In an effort to allay his own concern, Tim decided that SNAX should be a tool to be wielded, not an obligation to be feared. The realization crystallized in his mind that he could view this SNAX as an opportunity to impose his dessert aesthetic on a ritual marked by rampant chocolate partisanship. He also realized he could view SNAX as performance. He notified the department of his intentions:
E-mail from Tim. 12.19 p.m.
Subject: SNAX: An opportunity for change
Brothers and Sisters,IT IS REVOLUTION!
We are overthrowing the TYRANNY of Chocolate!
Too LONG HAVE WE SUFFERED under the sweet, GOOEY thumb of Chocolate. It has grown corrupt and lazy with its homogenous corporate taste and insipid
style while we are left to chew mindlessly through the AGONY of its banality. We see through its DARK sometimes SEMI-SWEET curtain. We know the TRUTH.

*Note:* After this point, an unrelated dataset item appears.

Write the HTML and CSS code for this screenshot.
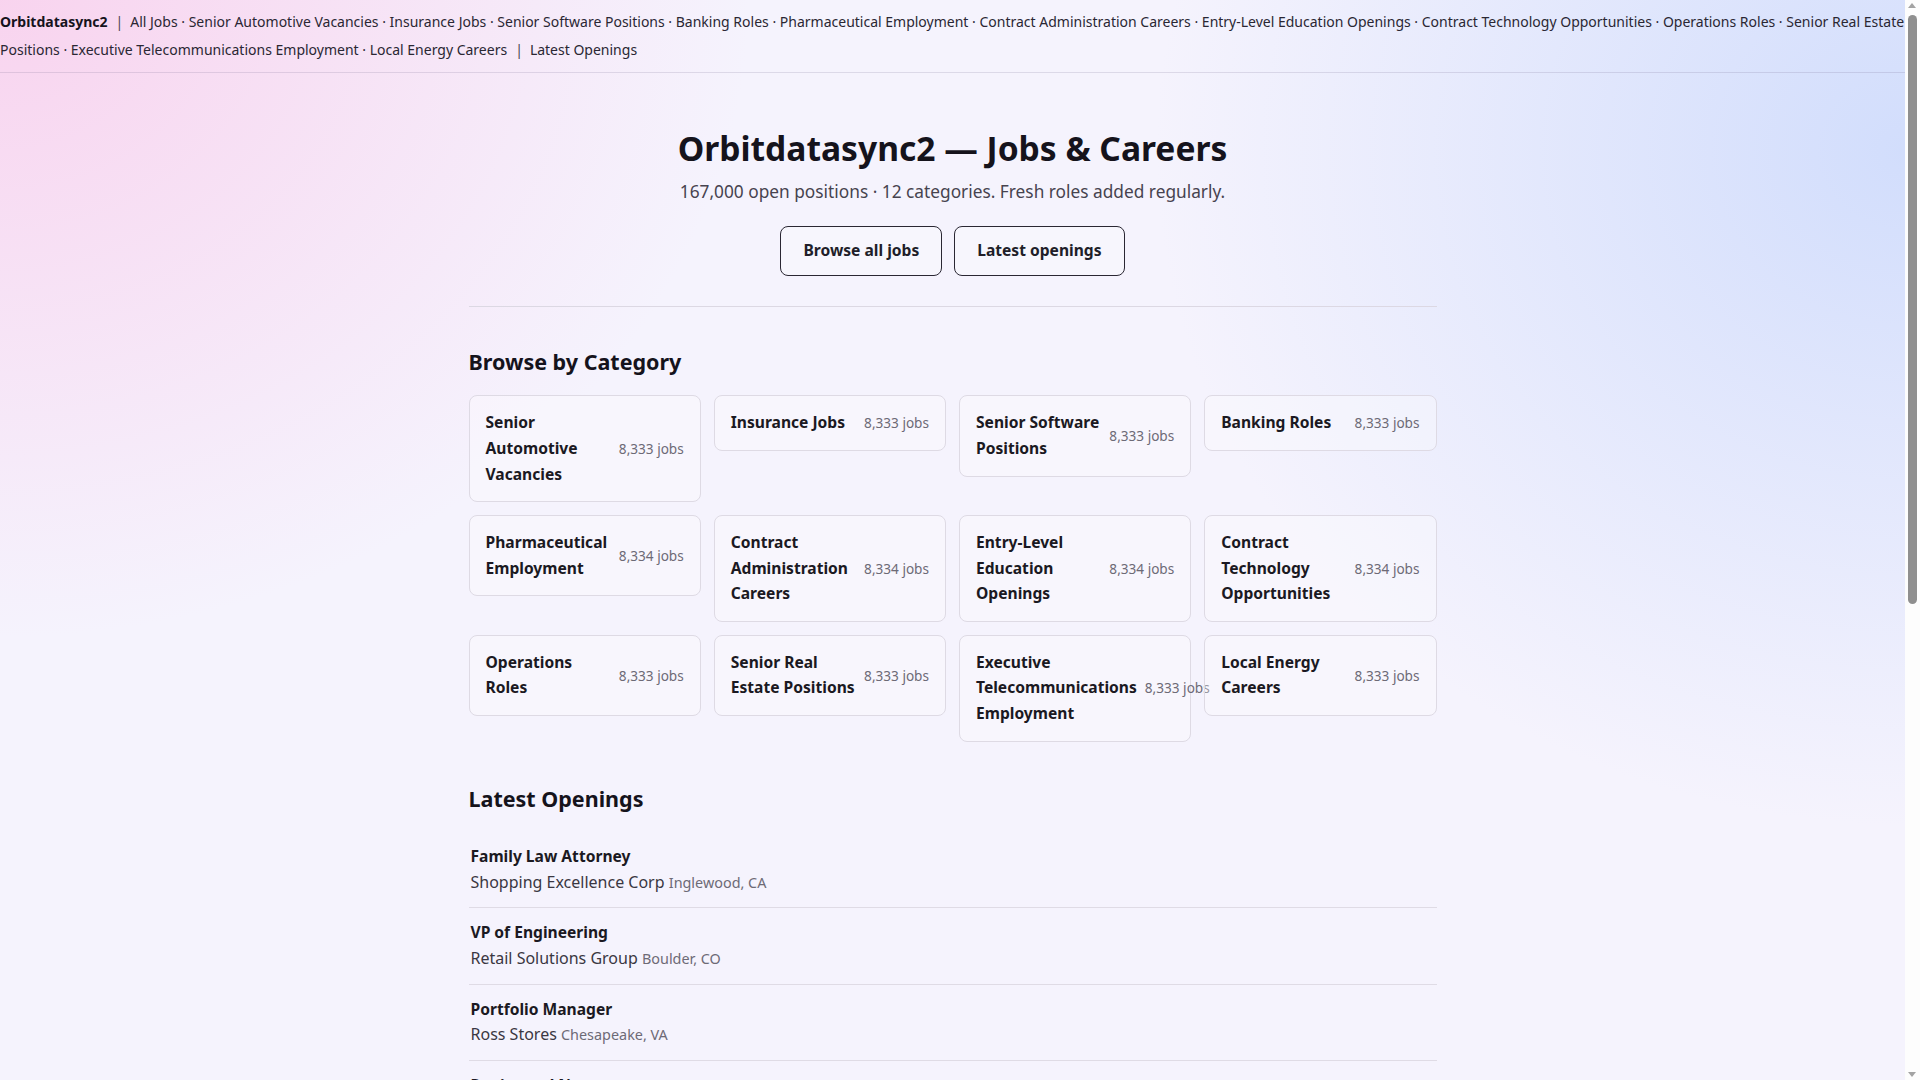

No, Chocolate, no, you WON’T FOOL the Children of the Revolution.
JOIN ME! Our staging area is the Yellowstone Room at 3 PM. Bring any tool at hand to help us achieve this dream: your shovels and hoes and pitchforks and regular forks and plates and hearts (and/or minds), or possibly just your hands if you want the Paul Newman vegan-friendly GINGER-CREME OPTION.
THE REVOLUTION WILL BE CARAMELIZED!*
*Note: There will be no caramelized snacks at Snax. However, we will not be swayed from our plan to subvert the dominant chocolate paradigm.
Beside the aforemention Newman-O’s, Tim also brought a box of mandarin oranges and a mixed fruit shortcake from Tart to Tart. It was an astounding success, much to Tim’s satisfaction. People actually came up to him and said things like, “I’m at SNAX today because you don’t always get a call to arms like that.” Others said they were there to support the revolution. Nobody seemed to mind that Tim had asked his friend at the bakery to write “Down With Chocolate” on the cake in yellow frosting. It was all lustily eaten by the assembled.
Tim was prepared for an uproar, if not a full-scale counter-revolution, provoked by his criticism of chocolate. So uncertain was he of the reception and the viability of his revolution that he snuck a can of Hershey’s chocolate syrup into SNAX. He was prepared to sarcastically drench everything in syrup if the complaining got too loud. Not wanting to tip anyone off, he disguised the can like so:
And he prepared a statement to be read in case of popular dissatisfaction:
Even the most zealous revolutionary eventually learns to sacrifice principle for the sake of politicial expediency. Which is to say he’ll do whatever he can to keep his job. Even though one form of chocolatey tyranny may be deposed, another, simply in a different form, may rise to take it’s place.And since I can see the natives are getting restless, I have this….
Brothers and sisters, eat it and weep.
Here is another view of the label. The expression on Tim’s face was a point of much discussion. It was merely a file photo that he had on hand.
Friday, March 3: As I write this, it is Friday morning, and I’m not sure if anything interesting enough to warrant bloggging has happened. But something will probably come along. Maybe at the airport—I’m going to see Alisa in San Diego. We’ll see. But in the meantime, I have posted what one successful blogger has termed “too much content.” So we will leave it at that.